3D and V/carving are very demanding on the PP because of the high pulse rate needed for accelaration and if your going to have any trouble often it's here where it shows in missed steps or droping/lifting Z axis etc.? . . . .The SS lets allows me high Accelration without worrying about missed steps.
I fully recommend the SS but If buying today I would buy the ESS because it's pretty much immune to the noise issue's that the SS can have in some enviroments (Thou I think thats often the users Electrics bad implimentation more than the SS fault.?)
EMC does run in a realtime kernal so all its I/O is realtime. Mach runs in a Buffered system, once the buffer runs there is little to no interaction to the pulse stream.
I have not said that Mach wont work, or will definitely introduce errors, it's just inherently more likely to than LinuxCNC, hence I advise trying both.

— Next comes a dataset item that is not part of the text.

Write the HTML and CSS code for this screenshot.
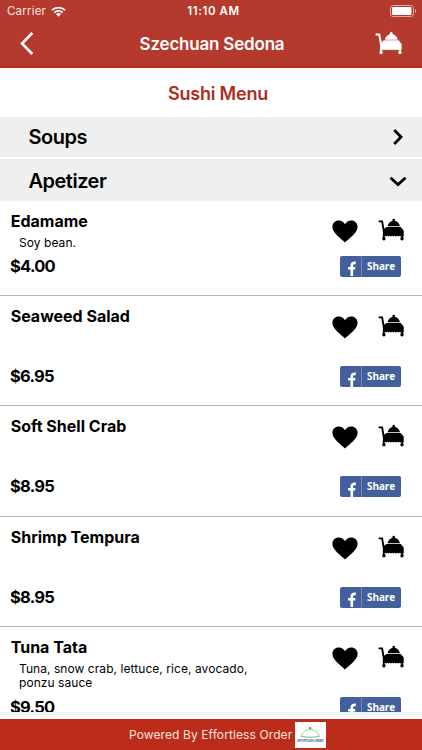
FILE: index.html
```
<!DOCTYPE html>
<html lang="en">
<head>
<meta charset="utf-8">
<title>Szechuan Sedona</title>
<link rel="stylesheet" href="styles.css">
</head>
<body>
<svg class="defs" width="0" height="0" aria-hidden="true">
  <symbol id="cart" viewBox="0 0 27 24">
    <path d="M.6 3.4h3.5L5.800 13v7.500M24.200 17v3.5" fill="none" stroke="currentColor" stroke-width="1.9"/>
    <path d="M9.500 8.300C10.2 5.3 12.3 3.4 14.6 2.800a1.3 1.3 0 1 1 2.2 0C19.3 3.4 21.3 5.3 22 8.300z" fill="currentColor"/>
    <path d="M8.500 8.900h14.300l2.9 3.500v5.400l-1 .8-1-.8-1.2.8-1.2-.8-1.2.8-1.2-.8-1.2.8-1.2-.8-1.2.8-1.2-.8-1.2.8-1.2-.8-1.2.8-1.2-.8-1.2.8-1.2-.8-1.300.6-.400-.6V11.500z" fill="currentColor"/>
    <circle cx="5.9" cy="20.700" r="1.7" fill="currentColor"/><circle cx="24" cy="20.700" r="1.7" fill="currentColor"/>
  </symbol>
  <symbol id="heart" viewBox="0 0 26 23">
    <path d="M13 22.5C9.5 18.7 .4 13.2.4 6.7.4 3 3.2.4 6.7.4 9.5.4 11.8 1.8 13 4.3 14.2 1.8 16.5.4 19.3.4c3.5 0 6.3 2.6 6.3 6.3 0 6.5-9.1 12-12.6 15.8z" fill="currentColor"/>
  </symbol>
  <symbol id="fb" viewBox="0 0 12 15">
    <path d="M5.8 15V6M2 7.300h7.300M5.800 9V4.500C5.800 2.500 6.800 1.700 9.800 1.900" fill="none" stroke="#fff" stroke-width="2.600"/>
  </symbol>
</svg>
<header class="top">
  <div class="status">
    <span class="carrier">Carrier</span>
    <svg class="wifi" viewBox="0 0 15 11"><path d="M1 4.2a9.3 9.3 0 0 1 13 0M3.3 6.6a6 6 0 0 1 8.4 0" fill="none" stroke="#fff" stroke-width="1.8"/><path d="M4.9 8.1a3.8 3.8 0 0 1 5.2 0L7.5 10.8z" fill="#fff"/></svg>
    <span class="clock">11:10 AM</span>
    <svg class="battery" viewBox="0 0 27 12"><rect x=".5" y=".5" width="23" height="11" rx="2.6" fill="none" stroke="#e0a69f"/><rect x="2" y="2" width="19.5" height="8" rx="1" fill="#fff"/><path d="M25 4v4c1.6-.5 1.6-3.5 0-4z" fill="#e0a69f"/></svg>
  </div>
  <div class="nav">
    <svg class="back" viewBox="0 0 14 23"><path d="M12.3 1L2 11.5 12.3 22" fill="none" stroke="#fff" stroke-width="2.6"/></svg>
    <h1 class="brand">Szechuan Sedona</h1>
    <svg class="cart"><use href="#cart"/></svg>
  </div>
</header>
<h2 class="menu-title"><span>Sushi Menu</span></h2>
<main class="list">
  <div class="section"><span>Soups</span><svg class="chev" viewBox="0 0 18 18"><path d="M5.2 2l6.8 7-6.8 7" fill="none" stroke="#000" stroke-width="2.8"/></svg></div>
  <div class="section"><span>Apetizer</span><svg class="chev" viewBox="0 0 18 18"><path d="M1.5 5.8L9 12.5l7.5-6.7" fill="none" stroke="#000" stroke-width="2.8"/></svg></div>
  <article class="item short">
    <div class="info"><h3>Edamame</h3><p class="desc">Soy bean.</p><p class="price">$4.00</p></div>
    <div class="actions"><svg class="heart"><use href="#heart"/></svg><svg class="cart"><use href="#cart"/></svg><div class="share"><svg class="fb"><use href="#fb"/></svg><span>Share</span></div></div>
  </article>
  <article class="item">
    <div class="info"><h3>Seaweed Salad</h3><p class="price">$6.95</p></div>
    <div class="actions"><svg class="heart"><use href="#heart"/></svg><svg class="cart"><use href="#cart"/></svg><div class="share"><svg class="fb"><use href="#fb"/></svg><span>Share</span></div></div>
  </article>
  <article class="item">
    <div class="info"><h3>Soft Shell Crab</h3><p class="price">$8.95</p></div>
    <div class="actions"><svg class="heart"><use href="#heart"/></svg><svg class="cart"><use href="#cart"/></svg><div class="share"><svg class="fb"><use href="#fb"/></svg><span>Share</span></div></div>
  </article>
  <article class="item">
    <div class="info"><h3>Shrimp Tempura</h3><p class="price">$8.95</p></div>
    <div class="actions"><svg class="heart"><use href="#heart"/></svg><svg class="cart"><use href="#cart"/></svg><div class="share"><svg class="fb"><use href="#fb"/></svg><span>Share</span></div></div>
  </article>
  <article class="item">
    <div class="info"><h3>Tuna Tata</h3><p class="desc">Tuna, snow crab, lettuce, rice, avocado,<br>ponzu sauce</p><p class="price">$9.50</p></div>
    <div class="actions"><svg class="heart"><use href="#heart"/></svg><svg class="cart"><use href="#cart"/></svg><div class="share"><svg class="fb"><use href="#fb"/></svg><span>Share</span></div></div>
  </article>
</main>
<div class="strip"></div>
<footer class="foot">
  <span>Powered By Effortless Order</span>
  <svg class="logo" viewBox="0 0 31 26"><path d="M0 0h31v26H0z" fill="#fff"/><path d="M6.5 14.2C7.5 9.8 11 7.5 15.2 7.5S23 9.8 24 14.2" fill="none" stroke="#75ca75" stroke-width=".8"/><path d="M6 14.2c4 1.3 14.5 1.3 18.5 0" fill="none" stroke="#49a856" stroke-width=".8"/><circle cx="15.2" cy="6.2" r="1.1" fill="#25a534"/><text x="2.3" y="20" class="logo-text" textLength="26">EFFORTLESS ORDER</text></svg>
</footer>
</body>
</html>
```
FILE: styles.css
```
* { box-sizing: border-box; margin: 0; padding: 0; }
body { width: 422px; height: 750px; overflow: hidden; display: flex; flex-direction: column; background: #fff; color: #000; font-family: Inter, "Liberation Sans", sans-serif; }
svg { display: block; flex: none; }
.defs { position: absolute; }
.top { height: 68px; flex: none; background: #b33a2d; border-bottom: 2px solid #bb2b18; color: #fff; }
.status { height: 22px; display: grid; grid-template-columns: 44px 1fr auto 1fr 27px; align-items: center; padding: 0 5px 0 7px; font-size: 11.5px; }
.carrier { grid-column: 1; letter-spacing: .2px; color: #f8e5e2; }
.wifi { width: 15px; height: 11px; }
.clock { font-weight: 600; font-size: 11.5px; letter-spacing: .6px; margin-right: 14px; }
.battery { grid-column: 5; width: 27px; height: 12px; }
.nav { height: 44px; display: grid; grid-template-columns: 30px 1fr 30px; align-items: center; padding: 0 18px 1px 20px; }
.nav .back { width: 14px; height: 23px; }
.brand { font-size: 17px; font-weight: 600; text-align: center; letter-spacing: -.2px; }
.nav .cart { width: 28px; height: 25px; margin-left: 1px; }
.menu-title { height: 49px; flex: none; display: flex; align-items: center; justify-content: center; padding: 1px 0 0 14px; color: #ae2c20; font-size: 18px; font-weight: 600; letter-spacing: -.2px; }
.list { height: 595px; flex: none; overflow: hidden; }
.section { height: 40px; margin-bottom: 2px; padding: 0 15px 0 28.5px; background: #efefef; display: flex; justify-content: space-between; align-items: center; font-size: 20px; font-weight: 600; letter-spacing: -.5px; }
.section + .section { height: 42px; margin-bottom: 0; padding-top: 1px; }
.chev { width: 18px; height: 18px; }
.item { height: 110.4px; border-bottom: 1px solid #b5b5b5; display: flex; justify-content: space-between; padding: 10px 17px 0 10px; }
.item.short { height: 95px; }
.info { height: 80px; display: flex; flex-direction: column; }
.item.short .info { height: 65px; }
h3 { padding-left: .7px; font-size: 16px; line-height: 21px; font-weight: 700; }
.desc { padding: 4px 0 0 9px; font-size: 12px; line-height: 14px; letter-spacing: .06px; }
.price { margin-top: auto; font-size: 16.5px; line-height: 20px; font-weight: 700; letter-spacing: -.75px; }
.actions { width: 76px; height: 81px; display: grid; grid-template-columns: 1fr 27px; grid-template-rows: 24px 21px; align-content: space-between; padding-top: 8px; }
.item.short .actions { height: 65.5px; padding-top: 7px; }
.heart { width: 26px; height: 23px; margin: 2px 0 0 3px; }
.actions .cart { width: 27px; height: 24px; }
.share { grid-column: 1 / 3; width: 61px; height: 21px; margin-left: 11px; border-radius: 2px; background: #43609c; color: #fff; display: flex; align-items: center; }
.fb { width: 12px; height: 15px; margin: 5px 0 0 6px; }
.share span { height: 21px; border-left: 1px solid #7188b8; margin-left: 3px; padding-left: 5px; font: 700 10px/21px "Open Sans", sans-serif; letter-spacing: -.1px; }
.strip { height: 7px; flex: none; border-bottom: 4px solid #fff; background: #f4f4f4; }
.foot { height: 31px; flex: none; background: #bb2c1b; color: #fae3df; display: flex; align-items: center; gap: 3px; padding-left: 129px; font-size: 12px; letter-spacing: .1px; }
.logo { width: 31px; height: 26px; }
.logo-text { font: 700 2.6px "Liberation Sans", sans-serif; fill: #4656a5; letter-spacing: 0; }
```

Now I can see how this thread went where it did. Let me make a few points, and then you can have the last word, which I'm sure you will.
No, the majority of processor time not devoted to mach3 goes towards keeping the other >30 processes (mostly unnecessary) and many other threads ticking over with background processes. This is obvious. 99.9% is a completely fabricated figure which doesn't reflect reality at all. Additionally just look at the idle CPU usage for a windows machine and then for a Linux machine: even when doing nothing on a high end machine, windows will struggle to flatline at 0, while linux won't.
Windows ME was released after windows 2k, and is very widely accepted to be exceptionally unstable, therefore your statement is wrong.
I think that response pretty much sums up where your coming from.
Either you don't use windows very often, or you are extremely lucky.
Anyway, apparently you are under the impression that stability equates to lack of crashing.
You said, Windows is known for its tendency to crash for no good reason.
I said that no, it doesn't crash.
Mach3 works fine, plain and simple. It doesn't work on all PC's, though, but neither does LinuxCNC. The Smoothstepper allows you to use a PC that might not normally work with Mach3. Back on topic.